I'm always surprised by how mean kids can be to each other. I really shouldn't be because kids have been being mean to each other since the beginning of time (Cain and Abel anyone?). But the extent of the cruelty that kids can dish out to each other is sometimes astonishing.
The collective power of a group of kids when they decide to target a "weaker" child is a force to be reckoned with, and it can be hard for other kids to stand against the tide. We all want our kids to stand up for what's right, and allowing another child to be bullied is never right. Yet, telling our kids to stand up to the crowd is somewhat like telling them to stand on the beach and stop the waves from crashing.
Generally, kids, by themselves, have a hard time stopping bullying, especially when the bullying is verbal and emotional and not physical. That type of bullying is even sometimes difficult for younger kids to recognize as bullying. It's our job to give our kids the tools to recognize bullying when it happens and to understand when it's time to get an adult involved. But teachers and other adults can't stop what they don't see.
No kid wants to be a snitch, but we can offer our kids alternatives to going directly to the teacher in full view of the class. The most important thing we can teach our kids about situations where other kids are being bullied is that God stands up for the weak. Psalm 82:3-4 tells us "Defend the weak and the fatherless; uphold the cause of the poor and the oppressed. Rescue the weak and the needy; deliver them from the hand of the wicked."
Jesus was often concerned with the weak and the oppressed. He hung out with the lepers, who were ostracized from society. He ate dinner with tax collectors, who were considered the lowest of the low in Jewish society. Jesus was concerned with protecting the weak and the innocent, and so we should be.
- Make sure your child knows how to identify bullying. Every child recognizes that someone hitting someone else is a form of bullying, but many child may not realize that a constant barrage of mean and belittling comments qualifies as bullying as well. Talk with your child about different situations that can constitute bullying.
- Read Psalm 82:3-4 with your child. Talk about how if God is concerned with defending the weak, then we should be, too. Talk about different ways that your child can defend another child: don't participate in the bullying, offer the bullied child support, tell an adult what is going on.

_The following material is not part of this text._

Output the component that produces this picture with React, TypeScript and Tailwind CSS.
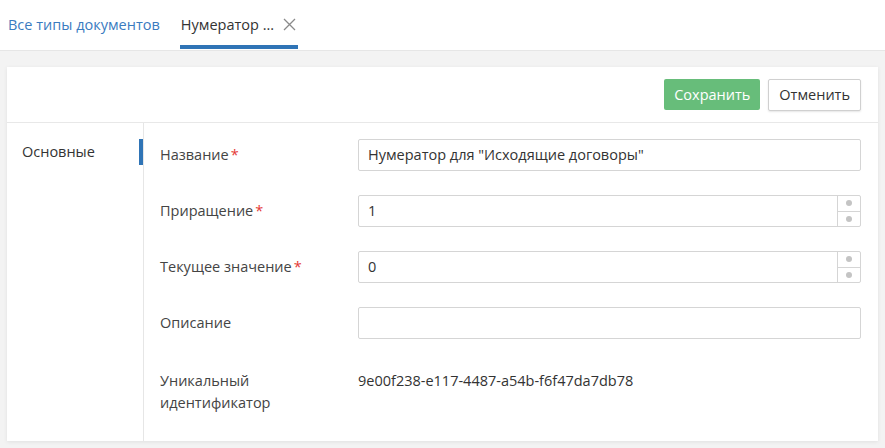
import React from "react";

const font = { fontFamily: '"Open Sans", "Noto Sans", sans-serif' };

function Label({ text, required }: { text: string; required?: boolean }) {
  return (
    <div className="w-[198px] shrink-0 text-[14.5px] text-[#444]">
      {text}
      {required && <span className="text-[#e53935] ml-[2px]">*</span>}
    </div>
  );
}

function Spinner() {
  return (
    <div className="w-[23px] h-full border-l border-[#d5d5d5] flex flex-col">
      <div className="flex-1 flex items-center justify-center border-b border-[#d5d5d5]">
        <span className="w-[6px] h-[6px] rounded-full bg-[#c4c4c4]" />
      </div>
      <div className="flex-1 flex items-center justify-center">
        <span className="w-[6px] h-[6px] rounded-full bg-[#c4c4c4]" />
      </div>
    </div>
  );
}

function Input({ value, spinner }: { value?: string; spinner?: boolean }) {
  return (
    <div className="flex-1 h-[32px] border border-[#d5d5d5] rounded-[2px] flex items-stretch bg-white">
      <div className="flex-1 flex items-center pl-[9px] text-[14.5px] text-[#333]">{value}</div>
      {spinner && <Spinner />}
    </div>
  );
}

export default function App() {
  return (
    <div className="w-[885px] h-[448px] flex flex-col bg-white overflow-hidden" style={font}>
      <div className="h-[51px] shrink-0 border-b border-[#e6e6e6] flex items-stretch pl-[8px] bg-white">
        <div className="flex items-center text-[14.5px] text-[#3a7bbf] pr-[20px]">Все типы документов</div>
        <div className="relative flex items-center gap-[9px] pl-[1px] pr-[2px] text-[14.5px] text-[#333]">
          <span>Нумератор ...</span>
          <svg width="13" height="13" viewBox="0 0 13 13" className="mb-[2px]">
            <path d="M1 1 L12 12 M12 1 L1 12" stroke="#8a8a8a" strokeWidth="1.3" fill="none" />
          </svg>
          <div className="absolute left-0 right-0 bottom-[1px] h-[4px] bg-[#2f74b6]" />
        </div>
      </div>
      <div className="flex-1 bg-[#f3f3f3] pt-[16px] px-[7px] pb-[7px] flex">
        <div className="flex-1 bg-white shadow-[0_1px_4px_rgba(0,0,0,0.08)] flex flex-col">
          <div className="h-[56px] shrink-0 border-b border-[#e8e8e8] flex items-center justify-end gap-[8px] pr-[17px]">
            <button className="h-[31px] px-[10px] rounded-[2px] bg-[#67bd7a] text-white text-[14.5px]">Сохранить</button>
            <button className="h-[32px] px-[10px] rounded-[2px] bg-white border border-[#d0d0d0] text-[#333] text-[14.5px] shadow-[0_1px_2px_rgba(0,0,0,0.1)]">
              Отменить
            </button>
          </div>
          <div className="flex-1 flex">
            <div className="w-[137px] shrink-0 border-r border-[#e6e6e6] pt-[16px]">
              <div className="h-[26px] flex items-center pl-[15px] text-[14.5px] text-[#333] relative">
                Основные
                <div className="absolute right-0 top-0 bottom-0 w-[4px] bg-[#2f74b6]" />
              </div>
            </div>
            <div className="flex-1 pl-[16px] pr-[17px] pt-[16px] flex flex-col gap-[24px]">
              <div className="flex items-center">
                <Label text="Название" required />
                <Input value={'Нумератор для "Исходящие договоры"'} />
              </div>
              <div className="flex items-center">
                <Label text="Приращение" required />
                <Input value="1" spinner />
              </div>
              <div className="flex items-center">
                <Label text="Текущее значение" required />
                <Input value="0" spinner />
              </div>
              <div className="flex items-center">
                <Label text="Описание" />
                <Input value="" />
              </div>
              <div className="flex items-start pt-[7px] leading-[22px]">
                <div className="w-[198px] shrink-0 text-[14.5px] text-[#444]">
                  Уникальный
                  <br />
                  идентификатор
                </div>
                <div className="text-[14.5px] text-[#333]">9e00f238-e117-4487-a54b-f6f47da7db78</div>
              </div>
            </div>
          </div>
        </div>
      </div>
    </div>
  );
}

- Create an environment in your home where your child feels comfortable telling you what is happening. Your child may not feel comfortable telling the teacher what is going on, but they may tell you. Praise your child for telling an adult but don't force them into telling their teacher if that's not a step they feel comfortable with. Come up with alternative ways to let the teacher know what is going on that make your child feel comfortable.
- If your child tells you about a bullying situation, don't sit on your hands. Take the initiative to tell the teacher. This takes the burden off your child to publicly "tattle" on their friends but still lets the teacher know what is going on. Live by the motto, "If this were happening to my child and another parent knew about it, would I want them to get involved?" If the answer is yes, then it's time for you to step up and get involved. Talk to the teacher and/or the school counselor.
Too many kids get up in the morning and dread going to school because other kids are making their lives miserable. Encouraging our kids to stand up for what's right and stepping into the fray when the situation warrants aren't just good ideas, they're what we are called to do.